The Boston Globe has an article today by Eric Ferkenhoff about the Encyclopedia Britannica‘s response to Wikipedia and other online resources. It seems to be primarily a PR effort: After a lapse of 10 years, it’s re-appointing a 15-person advisory board that will meet twice a year to “fine-tune” editorial content. Or, as board member Wendy Doniger (a professor at U of Chicago’s Divinity School) puts it in a phrase she probably regrets already: “We’re deciding what people are going to think.”

The board is more diverse than before, actually including three women (wow!) and members from all the inhabited continents except Australia*:

”The world has changed,” Doniger said. ”There has to be far more attention to the Third World, to women, to alternative political groups, to alternative literature, and things and ideas that weren’t covered by the old Britannica, which was a white male thing.”

All to the good.

By the way, the article cites Jimmy Wales as saying Wikipedia is going to add a new product that will take care of the problem that, because the site is live, you can’t rely on its quality.

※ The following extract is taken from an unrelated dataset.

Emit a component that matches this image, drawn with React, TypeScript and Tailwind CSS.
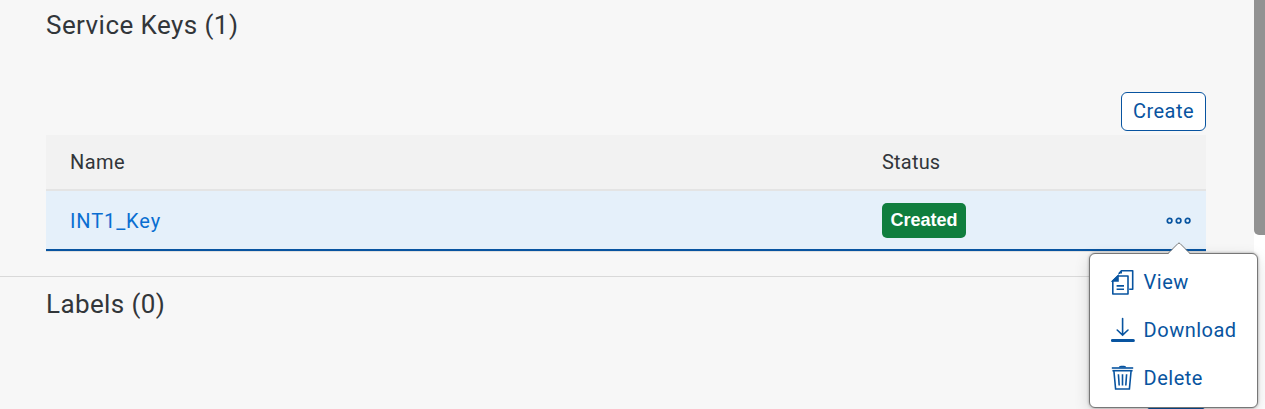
import type { ReactNode } from 'react';

function CopyIcon() {
  return (
    <svg width="24" height="26" viewBox="0 0 24 26" fill="none" stroke="#0854a0" strokeWidth="1.6">
      <path d="M8.2 5V4.2L10.4 1.8H21.7V20.2H18.2" strokeLinejoin="round" />
      <path d="M8 4.4H11V1.3Z" fill="#0854a0" stroke="none" />
      <path d="M7 7H17V25H1.8V12Z" strokeLinejoin="round" />
      <path d="M7 7V12H1.8Z" fill="#0854a0" />
      <path d="M5.6 16.9H13M5.6 20.2H13" />
    </svg>
  );
}

function DownloadIcon() {
  return (
    <svg width="24" height="26" viewBox="0 0 24 26" fill="none" stroke="#0854a0" strokeWidth="1.6" strokeLinecap="round">
      <path d="M11.6 1.5V17.8M6.2 13L11.6 18.2L17 13" />
      <path d="M1.4 23.5H22.4" strokeWidth="3" />
    </svg>
  );
}

function TrashIcon() {
  return (
    <svg width="24" height="26" viewBox="0 0 24 26" fill="none" stroke="#0854a0" strokeWidth="1.6">
      <path d="M7.6 2.6Q8 .8 10 .8H13Q15 .8 15.4 2.6Z" fill="#0854a0" stroke="none" />
      <path d="M.8 3H22.2" />
      <path d="M1.4 5.7H21.6" />
      <path d="M2.9 5.7L4.6 24H18.4L20.1 5.7" />
      <path d="M7.4 9.2L8.2 20.5M11.5 9.2V20.5M15.6 9.2L14.8 20.5" />
    </svg>
  );
}

function MenuItem({ icon, children }: { icon: ReactNode; children: ReactNode }) {
  return (
    <button className="flex h-12 items-center gap-[8.6px] pl-[21px] text-left text-[#0854a0]">
      {icon}
      {children}
    </button>
  );
}

export default function App() {
  return (
    <div className="relative flex h-[409px] w-[1265px] overflow-hidden bg-white font-['Roboto',sans-serif] text-[20px] leading-6 font-normal text-[#32363a]">
      <main className="w-[1254px] bg-[#f7f7f7]">
        <section className="h-[277px] border-b border-[#d9d9d9] pr-12 pl-[46px]">
          <h2 className="h-[92px] pt-[9px] text-[26px] leading-8 tracking-[0.44px]">Service Keys (1)</h2>
          <div className="flex h-[43px] justify-end">
            <button className="h-[39px] w-[85px] rounded-[6px] border border-[#0854a0] bg-white pb-[2px] tracking-[0.5px] text-[#0854a0]">
              Create
            </button>
          </div>
          <div className="flex h-[56px] items-center border-b-2 border-[#e4e4e4] bg-[#f2f2f2] pl-6 tracking-[0.2px]">
            <span className="w-[812px] tracking-[0.4px]">Name</span>
            <span>Status</span>
          </div>
          <div className="flex h-[60px] items-center border-b-2 border-[#0854a0] bg-[#e5f0fa] pr-[14px] pl-6 shadow-[0_1px_0_#e0e0e0]">
            <a className="w-[812px] pt-[2px] tracking-[0.9px] text-[#0a6ed1]">INT1_Key</a>
            <span className="flex h-[35px] w-[84px] items-center justify-center rounded-[5px] bg-[#107e3e] font-['Liberation_Sans',sans-serif] text-[18px] font-bold text-white">
              Created
            </span>
            <svg className="mt-px ml-auto" width="26" height="8" viewBox="0 0 26 8" fill="none" stroke="#0854a0" strokeWidth="1.7">
              <circle cx="3.6" cy="3.7" r="2.3" />
              <circle cx="12.6" cy="3.7" r="2.3" />
              <circle cx="21.6" cy="3.7" r="2.3" />
            </svg>
          </div>
        </section>
        <section className="relative h-[132px] pl-[46px]">
          <h2 className="pt-[11px] text-[26px] leading-8 tracking-[0.38px]">Labels (0)</h2>
          <button className="absolute top-[130px] left-[1146px] h-[39px] w-[60px] rounded-[6px] border-2 border-[#0854a0] bg-white" />
        </section>
      </main>
      <div className="h-[235px] w-[11px] rounded-bl-[5px] bg-[#929292]" />

      <div className="absolute top-[253px] left-[1089px] flex h-[155px] w-[169px] flex-col rounded-[6px] border border-[#777] bg-white pt-[4px] tracking-[0.5px] shadow-[0_0_3px_rgba(0,0,0,0.35),0_5px_16px_rgba(0,0,0,0.14)]">
        <svg className="absolute -top-[12px] left-[77px]" width="24" height="13" viewBox="0 0 24 13">
          <path d="M0 13L11 1.5Q12 .5 13 1.5L24 13Z" fill="white" />
          <path d="M0.5 12L11 1.5Q12 .5 13 1.5L23.5 12" fill="none" stroke="#777" />
        </svg>
        <MenuItem icon={<CopyIcon />}>View</MenuItem>
        <MenuItem icon={<DownloadIcon />}>Download</MenuItem>
        <MenuItem icon={<TrashIcon />}>Delete</MenuItem>
      </div>
    </div>
  );
}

The article oddly doesn’t say what that Wikipedia is going to do about it. I assume Jimbo is referring to the the plan to have a “release 1.0” version of articles to serve as a standard reference, so at least you won’t have to worry that when you link to an article on bosons, someone will go there during the ten minutes when it’s been edited into an ad for Swedish penis pumps. [Technorati tags: ]


*Sure, Australia may be a little slow, but it’s got a great personality.